# [DATA EXCERPT]
···
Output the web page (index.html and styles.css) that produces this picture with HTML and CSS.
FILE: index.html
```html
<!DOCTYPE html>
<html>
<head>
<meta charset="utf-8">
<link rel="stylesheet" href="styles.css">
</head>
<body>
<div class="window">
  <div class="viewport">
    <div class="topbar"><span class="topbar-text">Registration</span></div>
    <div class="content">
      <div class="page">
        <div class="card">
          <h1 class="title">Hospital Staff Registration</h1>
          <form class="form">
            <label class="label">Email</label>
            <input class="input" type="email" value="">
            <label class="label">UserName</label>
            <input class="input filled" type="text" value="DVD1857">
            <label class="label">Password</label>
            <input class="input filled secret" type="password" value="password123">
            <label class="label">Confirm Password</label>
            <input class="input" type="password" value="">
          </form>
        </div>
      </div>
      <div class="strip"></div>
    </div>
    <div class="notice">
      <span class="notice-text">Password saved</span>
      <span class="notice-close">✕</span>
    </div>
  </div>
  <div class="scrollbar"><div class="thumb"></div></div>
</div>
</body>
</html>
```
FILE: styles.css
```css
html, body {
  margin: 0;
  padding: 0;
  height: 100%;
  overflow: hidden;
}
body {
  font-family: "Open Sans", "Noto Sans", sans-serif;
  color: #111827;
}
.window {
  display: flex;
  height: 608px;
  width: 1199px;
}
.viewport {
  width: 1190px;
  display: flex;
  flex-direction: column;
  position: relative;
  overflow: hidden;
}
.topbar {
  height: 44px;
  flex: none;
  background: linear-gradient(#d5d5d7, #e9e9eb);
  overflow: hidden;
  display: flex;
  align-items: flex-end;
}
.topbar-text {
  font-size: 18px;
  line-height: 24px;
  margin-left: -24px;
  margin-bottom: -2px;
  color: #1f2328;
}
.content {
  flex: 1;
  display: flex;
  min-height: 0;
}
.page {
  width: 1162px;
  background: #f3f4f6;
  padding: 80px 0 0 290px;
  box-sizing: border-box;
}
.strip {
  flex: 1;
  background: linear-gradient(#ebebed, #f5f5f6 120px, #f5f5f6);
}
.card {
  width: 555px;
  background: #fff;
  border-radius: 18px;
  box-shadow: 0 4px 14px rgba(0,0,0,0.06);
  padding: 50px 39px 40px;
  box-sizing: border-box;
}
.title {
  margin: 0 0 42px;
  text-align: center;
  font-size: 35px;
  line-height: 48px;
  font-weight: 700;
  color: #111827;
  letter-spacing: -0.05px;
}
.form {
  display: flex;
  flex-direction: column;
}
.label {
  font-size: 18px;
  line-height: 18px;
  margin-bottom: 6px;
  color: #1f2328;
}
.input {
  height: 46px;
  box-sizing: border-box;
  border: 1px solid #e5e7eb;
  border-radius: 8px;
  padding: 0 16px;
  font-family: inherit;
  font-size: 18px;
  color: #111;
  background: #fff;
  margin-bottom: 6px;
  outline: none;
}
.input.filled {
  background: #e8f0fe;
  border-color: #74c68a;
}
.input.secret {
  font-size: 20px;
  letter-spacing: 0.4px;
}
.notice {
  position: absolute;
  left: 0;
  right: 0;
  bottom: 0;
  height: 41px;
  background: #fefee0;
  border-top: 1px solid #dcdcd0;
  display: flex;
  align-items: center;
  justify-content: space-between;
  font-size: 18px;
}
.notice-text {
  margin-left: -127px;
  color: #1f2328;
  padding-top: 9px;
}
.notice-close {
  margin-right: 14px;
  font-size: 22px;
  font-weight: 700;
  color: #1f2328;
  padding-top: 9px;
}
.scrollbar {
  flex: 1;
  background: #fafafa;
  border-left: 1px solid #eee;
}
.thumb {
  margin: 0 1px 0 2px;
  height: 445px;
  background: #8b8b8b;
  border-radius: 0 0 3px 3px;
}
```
···
# [PROBLEM REQUIREMENTS]
Restate the listing in full, word for word.

# [WRITTEN ANSWER]
Output the web page (index.html and styles.css) that produces this picture with HTML and CSS.
FILE: index.html
```html
<!DOCTYPE html>
<html>
<head>
<meta charset="utf-8">
<link rel="stylesheet" href="styles.css">
</head>
<body>
<div class="window">
  <div class="viewport">
    <div class="topbar"><span class="topbar-text">Registration</span></div>
    <div class="content">
      <div class="page">
        <div class="card">
          <h1 class="title">Hospital Staff Registration</h1>
          <form class="form">
            <label class="label">Email</label>
            <input class="input" type="email" value="">
            <label class="label">UserName</label>
            <input class="input filled" type="text" value="DVD1857">
            <label class="label">Password</label>
            <input class="input filled secret" type="password" value="password123">
            <label class="label">Confirm Password</label>
            <input class="input" type="password" value="">
          </form>
        </div>
      </div>
      <div class="strip"></div>
    </div>
    <div class="notice">
      <span class="notice-text">Password saved</span>
      <span class="notice-close">✕</span>
    </div>
  </div>
  <div class="scrollbar"><div class="thumb"></div></div>
</div>
</body>
</html>
```
FILE: styles.css
```css
html, body {
  margin: 0;
  padding: 0;
  height: 100%;
  overflow: hidden;
}
body {
  font-family: "Open Sans", "Noto Sans", sans-serif;
  color: #111827;
}
.window {
  display: flex;
  height: 608px;
  width: 1199px;
}
.viewport {
  width: 1190px;
  display: flex;
  flex-direction: column;
  position: relative;
  overflow: hidden;
}
.topbar {
  height: 44px;
  flex: none;
  background: linear-gradient(#d5d5d7, #e9e9eb);
  overflow: hidden;
  display: flex;
  align-items: flex-end;
}
.topbar-text {
  font-size: 18px;
  line-height: 24px;
  margin-left: -24px;
  margin-bottom: -2px;
  color: #1f2328;
}
.content {
  flex: 1;
  display: flex;
  min-height: 0;
}
.page {
  width: 1162px;
  background: #f3f4f6;
  padding: 80px 0 0 290px;
  box-sizing: border-box;
}
.strip {
  flex: 1;
  background: linear-gradient(#ebebed, #f5f5f6 120px, #f5f5f6);
}
.card {
  width: 555px;
  background: #fff;
  border-radius: 18px;
  box-shadow: 0 4px 14px rgba(0,0,0,0.06);
  padding: 50px 39px 40px;
  box-sizing: border-box;
}
.title {
  margin: 0 0 42px;
  text-align: center;
  font-size: 35px;
  line-height: 48px;
  font-weight: 700;
  color: #111827;
  letter-spacing: -0.05px;
}
.form {
  display: flex;
  flex-direction: column;
}
.label {
  font-size: 18px;
  line-height: 18px;
  margin-bottom: 6px;
  color: #1f2328;
}
.input {
  height: 46px;
  box-sizing: border-box;
  border: 1px solid #e5e7eb;
  border-radius: 8px;
  padding: 0 16px;
  font-family: inherit;
  font-size: 18px;
  color: #111;
  background: #fff;
  margin-bottom: 6px;
  outline: none;
}
.input.filled {
  background: #e8f0fe;
  border-color: #74c68a;
}
.input.secret {
  font-size: 20px;
  letter-spacing: 0.4px;
}
.notice {
  position: absolute;
  left: 0;
  right: 0;
  bottom: 0;
  height: 41px;
  background: #fefee0;
  border-top: 1px solid #dcdcd0;
  display: flex;
  align-items: center;
  justify-content: space-between;
  font-size: 18px;
}
.notice-text {
  margin-left: -127px;
  color: #1f2328;
  padding-top: 9px;
}
.notice-close {
  margin-right: 14px;
  font-size: 22px;
  font-weight: 700;
  color: #1f2328;
  padding-top: 9px;
}
.scrollbar {
  flex: 1;
  background: #fafafa;
  border-left: 1px solid #eee;
}
.thumb {
  margin: 0 1px 0 2px;
  height: 445px;
  background: #8b8b8b;
  border-radius: 0 0 3px 3px;
}
```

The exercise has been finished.